# OBJECTIVE
List each line holding the string "index".

# RECORDED INFORMATION
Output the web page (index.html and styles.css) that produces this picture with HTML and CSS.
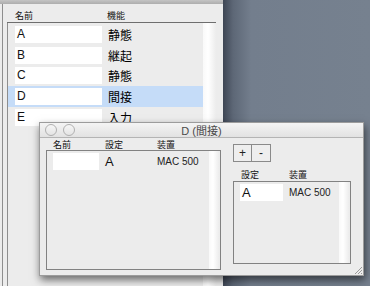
FILE: index.html
```html
<!DOCTYPE html>
<html lang="ja">
<head>
    <meta charset="UTF-8">
    <title>照明</title>
    <link rel="stylesheet" href="styles.css">
</head>
<body>
    <div class="screen">
        <!-- Main window (function list) -->
        <div class="main-win">
            <div class="main-toolbar"></div>
            <div class="main-body">
                <div class="list">
                    <div class="list-head">
                        <span class="head-name">名前</span>
                        <span>機能</span>
                    </div>
                    <div class="list-rows">
                        <div class="rows">
                            <div class="row"><span class="cell">A</span><span class="func">静態</span></div>
                            <div class="row"><span class="cell">B</span><span class="func">継起</span></div>
                            <div class="row"><span class="cell">C</span><span class="func">静態</span></div>
                            <div class="row selected"><span class="cell">D</span><span class="func">間接</span></div>
                            <div class="row"><span class="cell">E</span><span class="func">入力</span></div>
                        </div>
                        <div class="scroll-col"></div>
                    </div>
                </div>
            </div>
        </div>
        <div class="desk"></div>

        <!-- Detail window -->
        <div class="dwin">
            <div class="titlebar">
                <span class="light"></span>
                <span class="light"></span>
                <span class="title">D (間接)</span>
            </div>
            <div class="dwin-body">
                <div class="left-panel">
                    <div class="panel-head">
                        <span class="ph-name">名前</span>
                        <span class="ph-set">設定</span>
                        <span>装置</span>
                    </div>
                    <div class="box left-box">
                        <div class="box-rows">
                            <div class="drow">
                                <span class="dcell name-cell"></span>
                                <span class="dset">A</span>
                                <span class="ddev">MAC 500</span>
                            </div>
                        </div>
                        <div class="scroll-col"></div>
                    </div>
                </div>
                <div class="right-panel">
                    <div class="buttons">
                        <button class="btn">+</button>
                        <button class="btn">-</button>
                    </div>
                    <div class="panel-head right-head">
                        <span class="rh-set">設定</span>
                        <span>装置</span>
                    </div>
                    <div class="box right-box">
                        <div class="box-rows">
                            <div class="drow">
                                <span class="dcell set-cell">A</span>
                                <span class="ddev">MAC 500</span>
                            </div>
                        </div>
                        <div class="scroll-col"></div>
                    </div>
                </div>
            </div>
            <svg class="grip" width="8" height="8" viewBox="0 0 8 8">
                <path d="M1 8 L8 1 M4 8 L8 4 M7 8 L8 7" stroke="#9a9a9a" stroke-width="1"/>
            </svg>
        </div>
    </div>
</body>
</html>
```

FILE: styles.css
```css
body {
    margin: 0;
    padding: 0;
    font-family: 'Liberation Sans', 'Noto Sans CJK JP', sans-serif;
    color: #111;
}

.screen {
    position: relative;
    width: 370px;
    height: 286px;
    display: flex;
    overflow: hidden;
    background-color: #747f8e;
}

/* Main window */
.main-win {
    width: 223px;
    height: 286px;
    background-color: #ececec;
    display: flex;
    flex-direction: column;
}

.main-toolbar {
    height: 4px;
    background: linear-gradient(#c4c4c4, #adadad);
}

.main-body {
    flex: 1;
    margin-left: 2px;
    border-left: 1px solid #8e8e8e;
    padding-left: 4px;
    display: flex;
}

.list {
    width: 209px;
    display: flex;
    flex-direction: column;
}

.list-head {
    height: 14px;
    padding-top: 4px;
    border-bottom: 1px solid #6e6e6e;
    display: flex;
    align-items: center;
    padding-left: 8px;
    font-size: 9px;
    color: #111;
}

.head-name {
    width: 92px;
}

.list-rows {
    flex: 1;
    border-left: 1px solid #8e8e8e;
    display: flex;
}

.rows {
    flex: 1;
    padding-top: 1px;
}

.row {
    height: 20.7px;
    display: flex;
    align-items: center;
    padding-left: 7px;
    font-size: 12px;
}

.row.selected {
    background-color: #c5dcf8;
}

.cell {
    width: 87px;
    height: 17px;
    line-height: 17px;
    background-color: #fff;
    padding-left: 2px;
    box-sizing: border-box;
}

.func {
    margin-left: 6px;
    color: #000;
}

.scroll-col {
    width: 13px;
    background: linear-gradient(to right, #f9f9f9, #ffffff 40%, #ececec);
}

.desk {
    flex: 1;
    background: linear-gradient(to right, #3e4654, #5d6776 10px, #737e8d 28px, #76818f);
}

/* Detail window */
.dwin {
    position: absolute;
    left: 39px;
    top: 122px;
    width: 325px;
    height: 154px;
    box-sizing: border-box;
    border: 1px solid #9c9c9c;
    background-color: #ececec;
    box-shadow: 1px 4px 8px rgba(0, 0, 0, 0.55);
    display: flex;
    flex-direction: column;
}

.titlebar {
    position: relative;
    height: 14px;
    border-bottom: 1px solid #b4b4b4;
    background: linear-gradient(#f4f4f4, #e2e2e2);
    display: flex;
    align-items: center;
    padding-left: 5px;
    gap: 6px;
}

.light {
    width: 10px;
    height: 10px;
    border-radius: 50%;
    border: 1px solid #b0b0b0;
    background: linear-gradient(#f6f6f6, #e4e4e4);
}

.title {
    position: absolute;
    left: 0;
    right: 0;
    text-align: center;
    font-size: 11px;
    color: #4a4a4a;
}

.dwin-body {
    flex: 1;
    display: flex;
    padding-left: 6px;
    gap: 12px;
}

.panel-head {
    height: 12px;
    display: flex;
    align-items: center;
    font-size: 9px;
    color: #111;
}

.left-panel .panel-head {
    padding-left: 7px;
}

.ph-name, .ph-set {
    width: 52px;
}

.box {
    box-sizing: border-box;
    border: 1px solid #828282;
    display: flex;
}

.left-box {
    width: 175px;
    height: 120px;
}

.box-rows {
    flex: 1;
    padding: 2px 0 0 6px;
}

.box .scroll-col {
    width: 10px;
    margin-right: 1px;
}

.drow {
    height: 17px;
    display: flex;
    align-items: center;
}

.dcell {
    height: 17px;
    line-height: 17px;
    background-color: #fff;
    box-sizing: border-box;
}

.name-cell {
    width: 46px;
}

.dset {
    margin-left: 6px;
    width: 52px;
    font-size: 13px;
}

.ddev {
    font-size: 10px;
    color: #222;
}

.right-panel {
    width: 118px;
    padding-top: 6px;
    display: flex;
    flex-direction: column;
}

.buttons {
    display: flex;
}

.btn {
    width: 19px;
    height: 18px;
    margin: 0;
    padding: 0;
    border: 1px solid #8a8a8a;
    background-color: #eeeeee;
    font-family: 'Liberation Sans', sans-serif;
    font-size: 12px;
    color: #222;
    line-height: 14px;
}

.btn + .btn {
    border-left: none;
}

.right-head {
    margin-top: 6px;
    height: 13px;
    padding-left: 8px;
}

.rh-set {
    width: 48px;
}

.right-box {
    width: 118px;
    height: 83px;
}

.set-cell {
    width: 43px;
    padding-left: 2px;
    font-size: 13px;
    margin-right: 6px;
}

.grip {
    position: absolute;
    right: 1px;
    bottom: 1px;
}
```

# RESULT FOR THIS EXERCISE
Output the web page (index.html and styles.css) that produces this picture with HTML and CSS.
FILE: index.html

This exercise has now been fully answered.